◆ Given problem: Images should be left out, and everything else in the listing reproduced exactly.

•••

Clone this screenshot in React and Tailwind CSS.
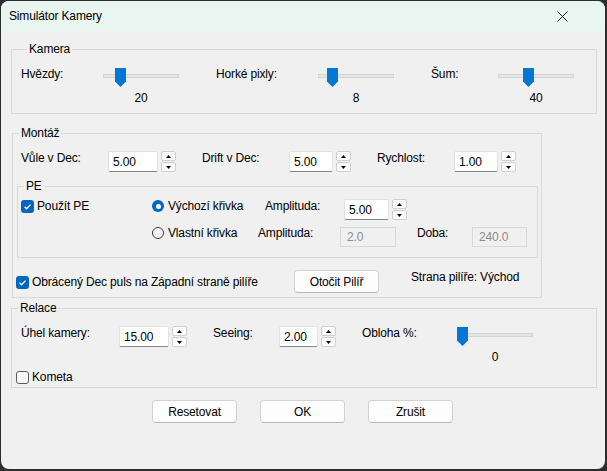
import React from "react";

function Thumb({ pos }) {
  return (
    <svg
      width="11"
      height="19"
      viewBox="0 0 11 19"
      className={`absolute top-[2px] ${pos}`}
    >
      <path d="M0 0H11V13.5L5.5 19L0 13.5Z" fill="#0078d4" />
    </svg>
  );
}

function Slider({ pos, value }) {
  return (
    <div className="flex w-[76px] shrink-0 flex-col items-center">
      <div className="relative h-[22px] w-full">
        <div className="absolute left-0 right-0 top-[8px] h-[4px] border border-[#d4d4d4] bg-[#e6e6e6]" />
        <Thumb pos={pos} />
      </div>
      <div className="mt-[2px] leading-[16px]">{value}</div>
    </div>
  );
}

function Arrow({ up }) {
  return (
    <div className="flex flex-1 items-center justify-center rounded-[2px] border border-[#d0d0d0] bg-[#fdfdfd]">
      <svg width="5" height="3" viewBox="0 0 5 3">
        <path d={up ? "M2.5 0L5 3H0Z" : "M0 0H5L2.5 3Z"} fill="#000" />
      </svg>
    </div>
  );
}

function Num({ value, w }) {
  return (
    <div className="mt-[1px] flex shrink-0 items-start">
      <div
        className={`flex h-[21px] ${w} items-center rounded-[2px] border border-[#e2e2e2] border-b-[#868686] bg-white pl-[4px] leading-[16px]`}
      >
        {value}
      </div>
      <div className="ml-[3px] flex h-[21px] w-[15px] flex-col gap-[1px]">
        <Arrow up />
        <Arrow />
      </div>
    </div>
  );
}

function Dis({ value, w }) {
  return (
    <div
      className={`mt-[2px] flex h-[20px] ${w} shrink-0 items-center border border-[#d9d9d9] bg-[#f0f0f0] pl-[6px] text-[#8c8c8c] leading-[16px]`}
    >
      {value}
    </div>
  );
}

function Check({ checked, label }) {
  return (
    <div className="flex items-center gap-[3px] leading-[16px] whitespace-nowrap">
      {checked ? (
        <div className="flex h-[13px] w-[13px] items-center justify-center rounded-[3px] bg-[#0067c0]">
          <svg width="13" height="13" viewBox="0 0 13 13">
            <path
              d="M3.6 6.8L5.6 8.8L9.5 4.6"
              fill="none"
              stroke="#fff"
              strokeWidth="1.3"
            />
          </svg>
        </div>
      ) : (
        <div className="h-[13px] w-[13px] rounded-[3px] border border-[#5d5d5d] bg-[#f9f9f9]" />
      )}
      <span>{label}</span>
    </div>
  );
}

function Radio({ checked, label }) {
  return (
    <div className="flex items-center gap-[4px] leading-[16px] whitespace-nowrap">
      {checked ? (
        <div className="flex h-[12px] w-[12px] items-center justify-center rounded-full bg-[#0067c0]">
          <div className="h-[5px] w-[5px] rounded-full bg-white" />
        </div>
      ) : (
        <div className="h-[12px] w-[12px] rounded-full border border-[#3a3a3a] bg-[#f6f6f6]" />
      )}
      <span>{label}</span>
    </div>
  );
}

function Btn({ children, cls }) {
  return (
    <div
      className={`flex h-[23px] w-[85px] items-center justify-center rounded-[4px] border border-[#d3d3d3] border-b-[#b8b8b8] bg-[#fdfdfd] leading-[16px] ${cls}`}
    >
      {children}
    </div>
  );
}

function Group({ title, className, children }) {
  return (
    <fieldset className={`border border-[#d9d9d9] ${className}`}>
      <legend className="ml-[6px] px-[2px] leading-[16px]">{title}</legend>
      {children}
    </fieldset>
  );
}

function Label({ w, children, cls = "" }) {
  return (
    <div className={`${w} shrink-0 leading-[16px] whitespace-nowrap ${cls}`}>
      {children}
    </div>
  );
}

export default function App() {
  return (
    <div className="h-[471px] w-[607px] bg-[#2e2e2e] pl-[1px] pt-[1px] font-['Liberation_Sans',Arial,sans-serif] text-[12px] tracking-[-0.15px] text-black">
      <div className="flex h-[468px] w-[604px] flex-col overflow-hidden rounded-[8px] bg-[#f0f0f0]">
        <div className="flex h-[30px] shrink-0 items-center justify-between bg-[#e9f5f1] pl-[8px] pr-[37px]">
          <span className="leading-[16px]">Simulátor Kamery</span>
          <svg width="11" height="11" viewBox="0 0 11 11">
            <path d="M0.5 0.5L10.5 10.5M10.5 0.5L0.5 10.5" stroke="#1a1a1a" strokeWidth="1" />
          </svg>
        </div>

        <Group title="Kamera" className="ml-[10px] mt-[10px] w-[586px] pb-[7px] pl-[9px] pt-[9px]">
          <div className="flex items-start">
            <Label w="w-[82px]">Hvězdy:</Label>
            <Slider pos="left-[12px]" value="20" />
            <Label w="w-[102px]" cls="ml-[37px]">Horké pixly:</Label>
            <Slider pos="left-[9px]" value="8" />
            <Label w="w-[67px]" cls="ml-[37px]">Šum:</Label>
            <Slider pos="left-[25px]" value="40" />
          </div>
        </Group>

        <Group title="Montáž" className="ml-[11px] mt-[11px] w-[530px] pb-[4px] pt-[9px]">
          <div className="ml-[8px] flex items-start">
            <Label w="w-[87px]">Vůle v Dec:</Label>
            <Num value="5.00" w="w-[50px]" />
            <Label w="w-[87px]" cls="ml-[26px]">Drift v Dec:</Label>
            <Num value="5.00" w="w-[44px]" />
            <Label w="w-[77px]" cls="ml-[26px]">Rychlost:</Label>
            <Num value="1.00" w="w-[44px]" />
          </div>

          <Group title="PE" className="ml-[4px] mt-[6px] w-[521px] pb-[10px] pt-[4px]">
            <div className="flex items-start">
              <div className="ml-[3px] w-[131px] shrink-0">
                <Check checked label="Použít PE" />
              </div>
              <div className="w-[113px] shrink-0">
                <Radio checked label="Výchozí křivka" />
              </div>
              <Label w="w-[79px]">Amplituda:</Label>
              <Num value="5.00" w="w-[45px]" />
            </div>
            <div className="mt-[5px] flex items-start">
              <div className="ml-[134px] w-[106px] shrink-0">
                <Radio label="Vlastní křivka" />
              </div>
              <Label w="w-[82px]">Amplituda:</Label>
              <Dis value="2.0" w="w-[56px]" />
              <Label w="w-[55px]" cls="ml-[21px]">Doba:</Label>
              <Dis value="240.0" w="w-[55px]" />
            </div>
          </Group>

          <div className="mt-[11px] flex items-start">
            <div className="ml-[3px] mt-[5px] w-[278px] shrink-0">
              <Check checked label="Obrácený Dec puls na Západní straně pilíře" />
            </div>
            <Btn cls="mt-[1px]">Otočit Pilíř</Btn>
            <Label w="w-[120px]" cls="ml-[32px]">Strana pilíře: Východ</Label>
          </div>
        </Group>

        <Group title="Relace" className="ml-[10px] mt-[2px] w-[586px] pb-[2px] pt-[9px]">
          <div className="ml-[9px] flex items-start">
            <Label w="w-[98px]">Úhel kamery:</Label>
            <Num value="15.00" w="w-[50px]" />
            <Label w="w-[66px]" cls="ml-[26px]">Seeing:</Label>
            <Num value="2.00" w="w-[39px]" />
            <Label w="w-[95px]" cls="ml-[26px]">Obloha %:</Label>
            <Slider pos="left-0" value="0" />
          </div>
          <div className="ml-[4px] mt-[4px]">
            <Check label="Kometa" />
          </div>
        </Group>

        <div className="ml-[151px] mt-[12px] flex gap-[23px]">
          <Btn>Resetovat</Btn>
          <Btn>OK</Btn>
          <Btn>Zrušit</Btn>
        </div>
      </div>
    </div>
  );
}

•••

◆ Solution:
Clone this screenshot in React and Tailwind CSS.
import React from "react";

function Thumb({ pos }) {
  return (
    <svg
      width="11"
      height="19"
      viewBox="0 0 11 19"
      className={`absolute top-[2px] ${pos}`}
    >
      <path d="M0 0H11V13.5L5.5 19L0 13.5Z" fill="#0078d4" />
    </svg>
  );
}

function Slider({ pos, value }) {
  return (
    <div className="flex w-[76px] shrink-0 flex-col items-center">
      <div className="relative h-[22px] w-full">
        <div className="absolute left-0 right-0 top-[8px] h-[4px] border border-[#d4d4d4] bg-[#e6e6e6]" />
        <Thumb pos={pos} />
      </div>
      <div className="mt-[2px] leading-[16px]">{value}</div>
    </div>
  );
}

function Arrow({ up }) {
  return (
    <div className="flex flex-1 items-center justify-center rounded-[2px] border border-[#d0d0d0] bg-[#fdfdfd]">
      <svg width="5" height="3" viewBox="0 0 5 3">
        <path d={up ? "M2.5 0L5 3H0Z" : "M0 0H5L2.5 3Z"} fill="#000" />
      </svg>
    </div>
  );
}

function Num({ value, w }) {
  return (
    <div className="mt-[1px] flex shrink-0 items-start">
      <div
        className={`flex h-[21px] ${w} items-center rounded-[2px] border border-[#e2e2e2] border-b-[#868686] bg-white pl-[4px] leading-[16px]`}
      >
        {value}
      </div>
      <div className="ml-[3px] flex h-[21px] w-[15px] flex-col gap-[1px]">
        <Arrow up />
        <Arrow />
      </div>
    </div>
  );
}

function Dis({ value, w }) {
  return (
    <div
      className={`mt-[2px] flex h-[20px] ${w} shrink-0 items-center border border-[#d9d9d9] bg-[#f0f0f0] pl-[6px] text-[#8c8c8c] leading-[16px]`}
    >
      {value}
    </div>
  );
}

function Check({ checked, label }) {
  return (
    <div className="flex items-center gap-[3px] leading-[16px] whitespace-nowrap">
      {checked ? (
        <div className="flex h-[13px] w-[13px] items-center justify-center rounded-[3px] bg-[#0067c0]">
          <svg width="13" height="13" viewBox="0 0 13 13">
            <path
              d="M3.6 6.8L5.6 8.8L9.5 4.6"
              fill="none"
              stroke="#fff"
              strokeWidth="1.3"
            />
          </svg>
        </div>
      ) : (
        <div className="h-[13px] w-[13px] rounded-[3px] border border-[#5d5d5d] bg-[#f9f9f9]" />
      )}
      <span>{label}</span>
    </div>
  );
}

function Radio({ checked, label }) {
  return (
    <div className="flex items-center gap-[4px] leading-[16px] whitespace-nowrap">
      {checked ? (
        <div className="flex h-[12px] w-[12px] items-center justify-center rounded-full bg-[#0067c0]">
          <div className="h-[5px] w-[5px] rounded-full bg-white" />
        </div>
      ) : (
        <div className="h-[12px] w-[12px] rounded-full border border-[#3a3a3a] bg-[#f6f6f6]" />
      )}
      <span>{label}</span>
    </div>
  );
}

function Btn({ children, cls }) {
  return (
    <div
      className={`flex h-[23px] w-[85px] items-center justify-center rounded-[4px] border border-[#d3d3d3] border-b-[#b8b8b8] bg-[#fdfdfd] leading-[16px] ${cls}`}
    >
      {children}
    </div>
  );
}

function Group({ title, className, children }) {
  return (
    <fieldset className={`border border-[#d9d9d9] ${className}`}>
      <legend className="ml-[6px] px-[2px] leading-[16px]">{title}</legend>
      {children}
    </fieldset>
  );
}

function Label({ w, children, cls = "" }) {
  return (
    <div className={`${w} shrink-0 leading-[16px] whitespace-nowrap ${cls}`}>
      {children}
    </div>
  );
}

export default function App() {
  return (
    <div className="h-[471px] w-[607px] bg-[#2e2e2e] pl-[1px] pt-[1px] font-['Liberation_Sans',Arial,sans-serif] text-[12px] tracking-[-0.15px] text-black">
      <div className="flex h-[468px] w-[604px] flex-col overflow-hidden rounded-[8px] bg-[#f0f0f0]">
        <div className="flex h-[30px] shrink-0 items-center justify-between bg-[#e9f5f1] pl-[8px] pr-[37px]">
          <span className="leading-[16px]">Simulátor Kamery</span>
          <svg width="11" height="11" viewBox="0 0 11 11">
            <path d="M0.5 0.5L10.5 10.5M10.5 0.5L0.5 10.5" stroke="#1a1a1a" strokeWidth="1" />
          </svg>
        </div>

        <Group title="Kamera" className="ml-[10px] mt-[10px] w-[586px] pb-[7px] pl-[9px] pt-[9px]">
          <div className="flex items-start">
            <Label w="w-[82px]">Hvězdy:</Label>
            <Slider pos="left-[12px]" value="20" />
            <Label w="w-[102px]" cls="ml-[37px]">Horké pixly:</Label>
            <Slider pos="left-[9px]" value="8" />
            <Label w="w-[67px]" cls="ml-[37px]">Šum:</Label>
            <Slider pos="left-[25px]" value="40" />
          </div>
        </Group>

        <Group title="Montáž" className="ml-[11px] mt-[11px] w-[530px] pb-[4px] pt-[9px]">
          <div className="ml-[8px] flex items-start">
            <Label w="w-[87px]">Vůle v Dec:</Label>
            <Num value="5.00" w="w-[50px]" />
            <Label w="w-[87px]" cls="ml-[26px]">Drift v Dec:</Label>
            <Num value="5.00" w="w-[44px]" />
            <Label w="w-[77px]" cls="ml-[26px]">Rychlost:</Label>
            <Num value="1.00" w="w-[44px]" />
          </div>

          <Group title="PE" className="ml-[4px] mt-[6px] w-[521px] pb-[10px] pt-[4px]">
            <div className="flex items-start">
              <div className="ml-[3px] w-[131px] shrink-0">
                <Check checked label="Použít PE" />
              </div>
              <div className="w-[113px] shrink-0">
                <Radio checked label="Výchozí křivka" />
              </div>
              <Label w="w-[79px]">Amplituda:</Label>
              <Num value="5.00" w="w-[45px]" />
            </div>
            <div className="mt-[5px] flex items-start">
              <div className="ml-[134px] w-[106px] shrink-0">
                <Radio label="Vlastní křivka" />
              </div>
              <Label w="w-[82px]">Amplituda:</Label>
              <Dis value="2.0" w="w-[56px]" />
              <Label w="w-[55px]" cls="ml-[21px]">Doba:</Label>
              <Dis value="240.0" w="w-[55px]" />
            </div>
          </Group>

          <div className="mt-[11px] flex items-start">
            <div className="ml-[3px] mt-[5px] w-[278px] shrink-0">
              <Check checked label="Obrácený Dec puls na Západní straně pilíře" />
            </div>
            <Btn cls="mt-[1px]">Otočit Pilíř</Btn>
            <Label w="w-[120px]" cls="ml-[32px]">Strana pilíře: Východ</Label>
          </div>
        </Group>

        <Group title="Relace" className="ml-[10px] mt-[2px] w-[586px] pb-[2px] pt-[9px]">
          <div className="ml-[9px] flex items-start">
            <Label w="w-[98px]">Úhel kamery:</Label>
            <Num value="15.00" w="w-[50px]" />
            <Label w="w-[66px]" cls="ml-[26px]">Seeing:</Label>
            <Num value="2.00" w="w-[39px]" />
            <Label w="w-[95px]" cls="ml-[26px]">Obloha %:</Label>
            <Slider pos="left-0" value="0" />
          </div>
          <div className="ml-[4px] mt-[4px]">
            <Check label="Kometa" />
          </div>
        </Group>

        <div className="ml-[151px] mt-[12px] flex gap-[23px]">
          <Btn>Resetovat</Btn>
          <Btn>OK</Btn>
          <Btn>Zrušit</Btn>
        </div>
      </div>
    </div>
  );
}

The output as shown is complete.